Every teacher knows that the summer recharge is critical. But after the last several years, we need to go hard on the “no.”
While there are, of course, plenty of activities I’m looking forward to, this year it’s more about what I’m NOT doing.
No matter what’s on your summer to-do list this year, I hope you will also join me in pledging to say no.
1. Fretting about the failings of this school year
Nope. Whether it was our own shortcoming or the faults of a system that doesn’t take care of its own, we’re not beating ourselves up this summer. Leave that baggage at the front desk and head for the pool party, my friend.
2. Reading any books I’m less-than-excited about
Say no to anything that feels like a chore to read. Treat yourself, whether that’s pop fiction, young adult novels, celebrity memoirs, or the well-worn fave you’ve already read a hundred times.
3. Drinking sad coffee
Gas station coffee is for September through May only. This summer, I either want coffee in my favorite ceramic mug at home, or iced coffee from the local shop where even the ice cubes are made of coffee, so it’s never watered down. I deserve good coffee during summer break—and so do you.
4. Keeping track of what day it is
What day is it? Not a school day!
5. Obsessing about next year
Certainly, summer offers a great time for us all to reflect on our craft and, in addition, contemplate changes we want to make next year. Still, as teachers, we all possess the ability to let the job crowd out other aspects of our life. A little bit of planning is good, but summer is also for catching up on the rest of our lives.
6. Watching half a movie
We’ve all done it. You start a movie in the evening, and midway through you either start checking your email inbox or dreading that 4 a.m. alarm. You say, “I’ll finish this tomorrow,” and before you know it, you’ve added another title to your mental graveyard of half-movies.
This summer, I’m going to finish the dang movie.
7. Teaching (or teaching-adjacent activities)
District sending emails about record low turnout of teachers for summer school? Nope. Not on that committee.

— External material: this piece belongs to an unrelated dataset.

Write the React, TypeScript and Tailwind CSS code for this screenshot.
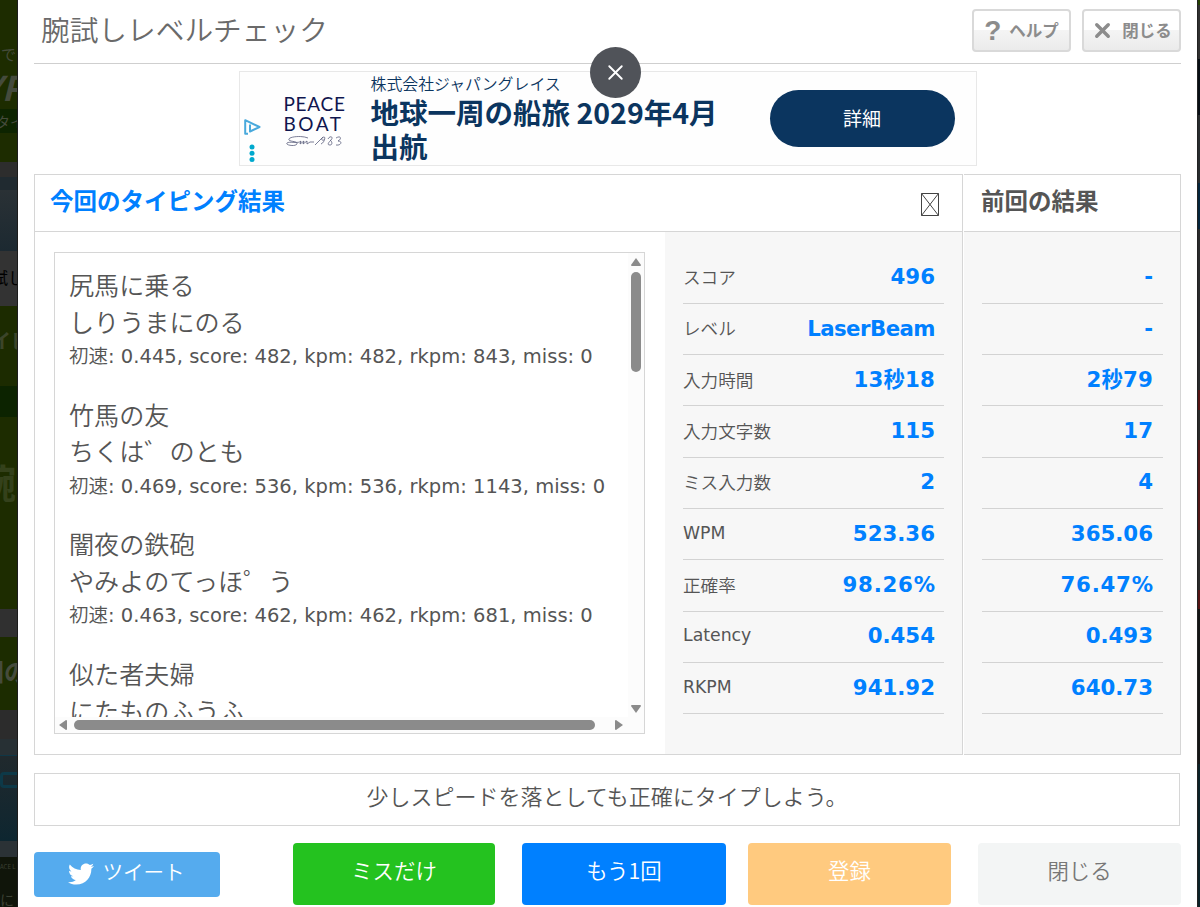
import React from 'react'
import clsx from 'clsx'
import { X } from 'lucide-react'
import { FaTwitter } from 'react-icons/fa'

interface Phrase {
  text: string
  kana: string
  info?: string
}

interface Stat {
  label: string
  current: string
  previous: string
}

const phrases: Phrase[] = [
  { text: '尻馬に乗る', kana: 'しりうまにのる', info: ': 0.445, score: 482, kpm: 482, rkpm: 843, miss: 0' },
  { text: '竹馬の友', kana: 'ちくは゛のとも', info: ': 0.469, score: 536, kpm: 536, rkpm: 1143, miss: 0' },
  { text: '闇夜の鉄砲', kana: 'やみよのてっほ゜う', info: ': 0.463, score: 462, kpm: 462, rkpm: 681, miss: 0' },
  { text: '似た者夫婦', kana: 'にたものふうふ' },
]

const stats: Stat[] = [
  { label: 'スコア', current: '496', previous: '-' },
  { label: 'レベル', current: 'LaserBeam', previous: '-' },
  { label: '入力時間', current: '13秒18', previous: '2秒79' },
  { label: '入力文字数', current: '115', previous: '17' },
  { label: 'ミス入力数', current: '2', previous: '4' },
  { label: 'WPM', current: '523.36', previous: '365.06' },
  { label: '正確率', current: '98.26%', previous: '76.47%' },
  { label: 'Latency', current: '0.454', previous: '0.493' },
  { label: 'RKPM', current: '941.92', previous: '640.73' },
]

// モーダルの後ろに見えるページの左端
const LeftEdge: React.FC = () => (
  <div className="flex w-[18px] shrink-0 flex-col overflow-hidden whitespace-nowrap border-r border-[#1c1c1c] bg-[#2e2e2e] font-bold text-[#454b3c]">
    <div className="h-[72px] bg-[#1d2c00] pt-[44px] text-[15px] leading-[20px]">
      <span className="ml-[1px] font-normal">で</span>
    </div>
    <div className="h-[37px] bg-[#1d2c00] text-[34px] italic leading-[30px]">
      <span className="-ml-[18px]">YP</span>
    </div>
    <div className="h-6 bg-[#0d2400] text-[14px] font-normal leading-6">
      <span className="-ml-[4px]">タイ</span>
    </div>
    <div className="h-[29px] bg-[#1d2c00]" />
    <div className="h-[15px] bg-[#2d2d2d]" />
    <div className="h-[13px] bg-[#202a30]" />
    <div className="h-[61px] bg-linear-to-b from-[#2a3135] to-[#1c2931]" />
    <div className="h-[55px] bg-[#333333] text-[16px] font-normal leading-[52px] text-black">
      <span className="-ml-[8px]">試し</span>
    </div>
    <div className="h-20 bg-[#1c2b00] text-[20px] leading-[70px] text-[#3c452a]">
      <span className="-ml-[9px]">イピ</span>
    </div>
    <div className="h-[31px] bg-[#0c2300]" />
    <div className="h-[192px] bg-[#1d2c00] text-[40px] leading-[128px] text-[#34411b]">
      <span className="-ml-[24px]">腕</span>
    </div>
    <div className="h-7 bg-[#303030]" />
    <div className="h-[73px] bg-[#1c2c00] text-[24px] leading-[68px]">
      <span className="-ml-[20px]">回の</span>
    </div>
    <div className="h-[29px] bg-[#2c2c2c]" />
    <div className="h-4 bg-[#273034]" />
    <div className="flex h-[86px] flex-col border-t border-[#103746] bg-linear-to-b from-[#20292d] to-[#0d2630] pt-[16px]">
      <div className="h-4 w-6 rounded-l border-[3px] border-[#0d3948]" />
    </div>
    <div className="h-4 bg-[#2b3236]" />
    <div className="flex flex-1 flex-col justify-between bg-[#10150a] font-normal text-[#3b4033]">
      <span className="text-[6px] leading-[20px]">ACE L</span>
      <span className="text-[14px] leading-[16px]">に</span>
    </div>
  </div>
)

const RightEdge: React.FC = () => (
  <div className="flex w-[3px] shrink-0 flex-col border-l border-[#222] bg-[#2c2d2d]">
    <div className="h-[5px] bg-[#234000]" />
    <div className="h-[54px] bg-[#303030]" />
    <div className="h-[56px] bg-[#080e15]" />
    <div className="h-[68px] bg-[#282c2e]" />
    <div className="h-[46px] bg-[#05263d]" />
    <div className="h-[161px] bg-[#292b2c]" />
    <div className="h-[20px] bg-[#551515]" />
    <div className="h-[30px] bg-[#2b2b2b]" />
    <div className="h-[90px] bg-[#511818]" />
    <div className="h-[60px] bg-[#2b2b2b]" />
    <div className="h-[19px] bg-[#541515]" />
    <div className="h-[155px] bg-[#151616]" />
    <div className="flex-1 bg-[#0b2228]" />
  </div>
)

const HeaderButton: React.FC<{ icon: React.ReactNode; label: string }> = ({ icon, label }) => (
  <button className="flex h-[43px] w-[99px] items-center justify-center gap-[9px] rounded-[4px] border-2 border-[#d9d9d9] bg-linear-to-b from-white from-50% via-[#f4f4f4] via-50% to-[#ebebeb] text-[16.5px] font-bold text-[#8c8c8c]">
    {icon}
    <span className="-ml-[1px]">{label}</span>
  </button>
)

const AdBanner: React.FC = () => (
  <div className="mx-auto mt-[7px] flex h-[95px] w-[738px] shrink-0 border border-[#e8e8e8] bg-[#fefefe] text-[#0b355f]">
    <div className="flex w-[34px] flex-col pl-[3px] pt-[46px]">
      <svg width="18" height="18" viewBox="0 0 18 18" fill="none" stroke="#49a9dc" strokeWidth="2" strokeLinejoin="round">
        <path d="M5 15.8H2.2V2.2L16.5 9 7 13.5V6.5" />
      </svg>
      <svg className="mt-[8px]" width="18" height="19" viewBox="0 0 18 19" fill="#00a9ce">
        <circle cx="9" cy="3" r="2.5" />
        <circle cx="9" cy="9.3" r="2.5" />
        <circle cx="9" cy="15.6" r="2.5" />
      </svg>
    </div>
    <div className="flex w-[97px] flex-col pl-[10px] pt-[22px] font-['Lato',sans-serif] text-[19px] leading-[20px] text-[#10164f]">
      <span className="tracking-[0.7px]">PEACE</span>
      <span className="tracking-[2.5px]">BOAT</span>
      <svg className="mt-[1px]" width="60" height="12" viewBox="0 0 60 12" fill="none" stroke="#5a5e7c" strokeWidth="0.8">
        <path d="M24 3C17 0 3 2 5 5c2 2 9 1 8 4-2 3-12 1-10-1s12 1 14-2l-1 3 4-3-1 3 4-3v3l3-2 4 0M31 10l8-8M37 9c3-1 5-7 3-7s-4 4 0 3M44 4c2-4 6-2 3 1s-4 5-1 5 2-4 0-5M52 3c5-3 6 1 2 3 5 0 3 5-2 4" />
      </svg>
    </div>
    <div className="w-[399px] pt-[2px]">
      <div className="text-[15.9px] font-[350] leading-[20px]">株式会社ジャパングレイス</div>
      <div className="mt-[1px] whitespace-nowrap text-[28.5px] font-bold leading-[34px]">
        地球一周の船旅 2029年4月
        <br />
        出航
      </div>
    </div>
    <button className="mt-[18px] h-[57px] w-[185px] rounded-full bg-[#0b355f] text-[19px] text-white">詳細</button>
  </div>
)

const PhraseList: React.FC = () => (
  <div className="flex h-[482px] w-[591px] flex-col border border-[#d6d6d6] bg-white text-[#555]">
    <div className="flex h-[464px]">
      <div className="h-full w-[573px] overflow-hidden whitespace-nowrap pl-[14px] pt-[13px]">
        {phrases.map((phrase) => (
          <div key={phrase.text} className="h-[129.7px]">
            <div className="h-[36.5px] text-[25.1px] font-[350] leading-[37px]">{phrase.text}</div>
            <div className="h-[36.5px] text-[25.1px] font-[350] leading-[36px]">{phrase.kana}</div>
            {phrase.info && (
              <div className="flex h-[32px] items-baseline text-[19.5px] leading-[32px]">
                <span className="font-[350]">初速</span>
                <span className="font-['DejaVu_Sans',sans-serif] tracking-[0.02px]">{phrase.info}</span>
              </div>
            )}
          </div>
        ))}
      </div>
      <div className="flex flex-1 flex-col items-center bg-[#fcfcfc] pb-[4px] pt-[5px]">
        <svg width="10" height="8" viewBox="0 0 10 8" fill="#8b8b8b"><path d="M5 0l5 7q0 1-1 1H1q-1 0-1-1z" /></svg>
        <div className="mt-[6px] h-[100px] w-[10px] rounded-full bg-[#8b8b8b]" />
        <svg className="mt-auto" width="10" height="8" viewBox="0 0 10 8" fill="#8b8b8b"><path d="M5 8l5-7q0-1-1-1H1q-1 0-1 1z" /></svg>
      </div>
    </div>
    <div className="flex flex-1 items-center bg-[#fcfcfc] pl-[4px]">
      <svg width="8" height="10" viewBox="0 0 8 10" fill="#8b8b8b"><path d="M0 5l7-5q1 0 1 1v8q0 1-1 1z" /></svg>
      <div className="ml-[7px] h-[10px] w-[521px] rounded-full bg-[#8b8b8b]" />
      <svg className="ml-[20px]" width="8" height="10" viewBox="0 0 8 10" fill="#8b8b8b"><path d="M8 5L1 0Q0 0 0 1v8q0 1 1 1z" /></svg>
    </div>
  </div>
)

const StatValue: React.FC<{ value: string }> = ({ value }) => (
  <span
    className={clsx(
      "font-['DejaVu_Sans','Noto_Sans_CJK_JP',sans-serif] text-[21.3px] font-bold text-[#0080ff]",
      value.includes('%') && 'tracking-[0.75px] -mr-[0.75px]',
      value === 'LaserBeam' && 'tracking-[-0.55px]',
      value.includes('秒') && 'tracking-[0.2px]'
    )}
  >
    {value}
  </span>
)

const App: React.FC = () => {
  return (
    <div className="flex h-[907px] w-[1200px] overflow-hidden bg-white font-['Noto_Sans_CJK_JP',sans-serif] text-[#555]">
      <LeftEdge />

      <main className="relative flex min-w-0 flex-1 flex-col px-4">
        {/* ヘッダー */}
        <header className="flex h-16 shrink-0 items-start border-b border-[#cfcfcf] pt-[9px]">
          <h1 className="pl-[7px] text-[28.7px] font-[350] leading-[40px] text-[#6a6a6a]">腕試しレベルチェック</h1>
          <div className="ml-auto flex gap-[11px]">
            <HeaderButton icon={<span className="font-['Liberation_Sans',sans-serif] text-[28px] leading-none">?</span>} label="ヘルプ" />
            <HeaderButton icon={<X size={23} strokeWidth={3.6} />} label="閉じる" />
          </div>
        </header>

        <AdBanner />
        <button className="absolute left-[572px] top-[47px] flex h-[51px] w-[51px] items-center justify-center rounded-full bg-[#505359]">
          <X size={25} strokeWidth={1.8} color="#fff" />
        </button>

        {/* 結果パネル */}
        <div className="mt-[8px] flex h-[581px] shrink-0 gap-[1px]">
          <section className="flex w-[929px] flex-col border border-[#d6d6d6]">
            <div className="flex h-[57px] shrink-0 items-center justify-between border-b border-[#d6d6d6] pl-[15px] pr-[23px]">
              <h2 className="pb-[5px] text-[23.5px] font-bold leading-none text-[#0080ff]">今回のタイピング結果</h2>
              <svg className="mt-[3px]" width="18" height="23" viewBox="0 0 18 23" fill="none" stroke="#444" strokeWidth="1">
                <path d="M.5.5h17v22H.5zL17.5 22.5M17.5.5L.5 22.5" />
              </svg>
            </div>
            <div className="flex flex-1">
              <div className="w-[630px] pl-[19px] pt-[20px]">
                <PhraseList />
              </div>
              <div className="flex-1 bg-[#f7f7f7] pl-[18px] pr-[18px] pt-[20.6px]">
                {stats.map((stat) => (
                  <div key={stat.label} className="flex h-[51.3px] items-center justify-between border-b border-[#d3d3d3] pr-[9px] pb-[1px]">
                    {/^[A-Za-z]+$/.test(stat.label) ? (
                      <span className="font-['DejaVu_Sans',sans-serif] text-[17.3px]">{stat.label}</span>
                    ) : (
                      <span className="text-[17.6px] font-[350]">{stat.label}</span>
                    )}
                    <StatValue value={stat.current} />
                  </div>
                ))}
              </div>
            </div>
          </section>

          <section className="flex flex-1 flex-col border-y border-r border-[#d6d6d6]">
            <div className="flex h-[57px] shrink-0 items-center border-b border-[#d6d6d6] pl-[17px]">
              <h2 className="pb-[5px] text-[23.5px] font-bold leading-none">前回の結果</h2>
            </div>
            <div className="flex-1 bg-[#f7f7f7] pl-[18px] pr-[17px] pt-[20.6px]">
              {stats.map((stat) => (
                <div key={stat.label} className="flex h-[51.3px] items-center justify-end border-b border-[#d3d3d3] pr-[10px] pb-[1px]">
                  <StatValue value={stat.previous} />
                </div>
              ))}
            </div>
          </section>
        </div>

        <p className="mr-[1px] mt-[18px] flex h-[53px] shrink-0 items-center justify-center border border-[#d6d6d6] pb-[8px] text-[22px] font-[350]">
          少しスピードを落としても正確にタイプしよう。
        </p>

        {/* 操作ボタン */}
        <div className="mt-[17px] flex h-[62px] shrink-0 items-center text-[21.4px] font-[350] text-white">
          <button className="flex h-[45px] w-[186px] items-center justify-center gap-[9px] rounded-[4px] bg-[#55abee] pr-[2px] text-[20.5px]">
            <FaTwitter size={26} />
            <span className="pb-[5px]">ツイート</span>
          </button>
          <button className="ml-[73px] h-full w-[202px] rounded-[4px] bg-[#24c21f] pb-[7px]">ミスだけ</button>
          <button className="ml-[27px] h-full w-[204px] rounded-[4px] bg-[#0080ff] pb-[7px]">もう1回</button>
          <button className="ml-[22px] h-full w-[203px] rounded-[4px] bg-[#ffca7f] pb-[7px]">登録</button>
          <button className="ml-[27px] h-full w-[203px] rounded-[4px] bg-[#f3f5f5] pb-[7px] text-[#777]">閉じる</button>
        </div>
      </main>

      <RightEdge />
    </div>
  )
}

export default App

“Mandatory” professional development scheduled for a full two weeks off-contract? Sorry, I have surgery scheduled to repair my commitment gland.
Someone “voluntells” you to present at a conference requiring several days of prep? No. You have explosive diarrhea. In advance. (It’s a thing.)
8. Wearing hard clothes
Clothing I would consider hard: dress socks, closed-toed shoes, pants that aren’t notably soft or stretchy, and shirts that require ironing.

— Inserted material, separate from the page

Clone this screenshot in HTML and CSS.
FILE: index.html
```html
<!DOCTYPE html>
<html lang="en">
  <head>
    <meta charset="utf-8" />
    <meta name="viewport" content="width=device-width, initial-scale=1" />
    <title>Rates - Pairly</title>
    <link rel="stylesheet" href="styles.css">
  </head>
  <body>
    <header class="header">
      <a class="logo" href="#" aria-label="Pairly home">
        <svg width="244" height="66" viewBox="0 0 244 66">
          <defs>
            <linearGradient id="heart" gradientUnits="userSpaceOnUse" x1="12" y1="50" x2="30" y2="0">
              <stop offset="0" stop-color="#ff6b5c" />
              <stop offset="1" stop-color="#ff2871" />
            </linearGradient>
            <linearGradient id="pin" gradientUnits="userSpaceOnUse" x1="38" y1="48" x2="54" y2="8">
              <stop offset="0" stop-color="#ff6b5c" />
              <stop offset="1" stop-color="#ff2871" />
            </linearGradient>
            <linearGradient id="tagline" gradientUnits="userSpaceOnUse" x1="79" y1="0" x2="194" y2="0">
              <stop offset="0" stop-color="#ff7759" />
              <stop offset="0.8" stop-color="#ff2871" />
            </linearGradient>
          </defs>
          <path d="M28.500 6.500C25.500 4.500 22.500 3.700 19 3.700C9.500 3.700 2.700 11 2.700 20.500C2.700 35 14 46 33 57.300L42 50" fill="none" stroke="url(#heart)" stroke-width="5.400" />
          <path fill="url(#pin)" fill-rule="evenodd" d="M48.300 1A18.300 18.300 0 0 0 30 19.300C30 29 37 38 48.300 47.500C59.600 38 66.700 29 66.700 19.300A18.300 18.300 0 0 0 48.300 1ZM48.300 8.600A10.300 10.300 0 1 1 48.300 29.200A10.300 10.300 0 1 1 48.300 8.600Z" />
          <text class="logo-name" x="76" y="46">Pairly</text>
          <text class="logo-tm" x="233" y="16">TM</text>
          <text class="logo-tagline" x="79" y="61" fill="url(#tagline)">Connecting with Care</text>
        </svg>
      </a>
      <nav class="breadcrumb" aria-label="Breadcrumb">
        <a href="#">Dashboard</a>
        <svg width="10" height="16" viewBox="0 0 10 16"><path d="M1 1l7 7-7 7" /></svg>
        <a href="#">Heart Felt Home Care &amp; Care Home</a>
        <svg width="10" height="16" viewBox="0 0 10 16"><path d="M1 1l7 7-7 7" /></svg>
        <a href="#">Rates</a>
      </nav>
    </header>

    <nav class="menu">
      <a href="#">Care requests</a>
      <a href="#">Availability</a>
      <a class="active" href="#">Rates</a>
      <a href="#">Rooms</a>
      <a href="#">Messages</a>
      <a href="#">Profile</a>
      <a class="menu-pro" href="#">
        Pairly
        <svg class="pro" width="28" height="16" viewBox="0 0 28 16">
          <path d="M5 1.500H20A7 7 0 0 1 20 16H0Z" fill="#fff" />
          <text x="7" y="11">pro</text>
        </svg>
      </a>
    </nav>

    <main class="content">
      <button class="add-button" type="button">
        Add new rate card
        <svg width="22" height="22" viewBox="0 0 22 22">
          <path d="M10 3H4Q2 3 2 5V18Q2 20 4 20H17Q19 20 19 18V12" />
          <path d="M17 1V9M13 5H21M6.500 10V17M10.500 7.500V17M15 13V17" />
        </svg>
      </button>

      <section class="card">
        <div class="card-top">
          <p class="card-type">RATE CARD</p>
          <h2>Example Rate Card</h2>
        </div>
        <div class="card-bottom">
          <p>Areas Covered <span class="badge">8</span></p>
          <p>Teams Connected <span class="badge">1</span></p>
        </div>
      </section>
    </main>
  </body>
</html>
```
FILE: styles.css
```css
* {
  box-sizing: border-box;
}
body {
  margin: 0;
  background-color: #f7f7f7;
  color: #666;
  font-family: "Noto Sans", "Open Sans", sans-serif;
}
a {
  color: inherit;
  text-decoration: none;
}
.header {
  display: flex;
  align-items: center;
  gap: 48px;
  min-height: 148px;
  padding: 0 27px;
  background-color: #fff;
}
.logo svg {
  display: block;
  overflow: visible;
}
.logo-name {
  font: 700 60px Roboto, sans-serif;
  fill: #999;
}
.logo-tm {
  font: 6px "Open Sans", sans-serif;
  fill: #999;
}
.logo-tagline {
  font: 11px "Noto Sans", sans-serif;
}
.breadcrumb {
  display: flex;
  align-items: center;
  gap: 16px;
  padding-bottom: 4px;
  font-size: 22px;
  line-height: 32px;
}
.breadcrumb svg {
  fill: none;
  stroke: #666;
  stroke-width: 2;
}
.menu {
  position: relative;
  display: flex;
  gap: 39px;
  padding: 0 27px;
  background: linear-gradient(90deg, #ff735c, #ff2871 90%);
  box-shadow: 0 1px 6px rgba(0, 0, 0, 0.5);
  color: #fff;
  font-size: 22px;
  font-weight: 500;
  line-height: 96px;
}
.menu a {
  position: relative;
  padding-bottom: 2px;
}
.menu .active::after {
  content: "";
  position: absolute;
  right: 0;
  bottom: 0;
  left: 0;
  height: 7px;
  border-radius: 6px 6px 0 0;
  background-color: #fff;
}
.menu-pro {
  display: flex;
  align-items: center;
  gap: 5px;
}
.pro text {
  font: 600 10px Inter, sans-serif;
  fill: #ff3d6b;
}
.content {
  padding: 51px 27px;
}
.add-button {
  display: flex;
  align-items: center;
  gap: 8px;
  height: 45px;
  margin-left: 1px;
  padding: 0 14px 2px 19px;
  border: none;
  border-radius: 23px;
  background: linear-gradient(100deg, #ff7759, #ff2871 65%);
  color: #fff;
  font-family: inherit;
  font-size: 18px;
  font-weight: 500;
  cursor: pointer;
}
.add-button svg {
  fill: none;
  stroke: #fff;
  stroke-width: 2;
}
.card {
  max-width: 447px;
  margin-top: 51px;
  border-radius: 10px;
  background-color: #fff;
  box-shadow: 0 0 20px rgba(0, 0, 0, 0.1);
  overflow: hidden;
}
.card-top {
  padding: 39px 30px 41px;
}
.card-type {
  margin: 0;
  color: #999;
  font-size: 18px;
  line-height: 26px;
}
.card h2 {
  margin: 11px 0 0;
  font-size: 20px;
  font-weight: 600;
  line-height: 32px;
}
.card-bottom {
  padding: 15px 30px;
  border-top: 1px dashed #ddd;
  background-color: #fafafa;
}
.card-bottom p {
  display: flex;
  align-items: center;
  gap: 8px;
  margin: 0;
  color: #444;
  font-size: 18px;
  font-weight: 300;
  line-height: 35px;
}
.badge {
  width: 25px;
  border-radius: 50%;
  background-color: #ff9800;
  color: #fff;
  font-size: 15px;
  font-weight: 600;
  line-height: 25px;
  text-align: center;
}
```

9. Ignoring my own kids for the betterment of someone else’s
Summer is about saying yes to my own kids. Yes, I’ll shoot hoops with you. Yes, I’ll read you another chapter at bedtime. Yes, I’ll play cards (even when you bend the rules).
10. Responding politely when someone disparages teachers
“Wish I had the summer off,” they’ll say.
“Yes,” I’ll tell them, “It is nice. I can feel myself recharging for another year of wondering whether this is the year I’ll have to be a human shield.”
I can smell the mountain air already. The sunshine warms my skin. I can also feel the promise of a couple of months focused on bettering myself rather than my students. I know summer break will make me a better teacher—and a better person—in the long run.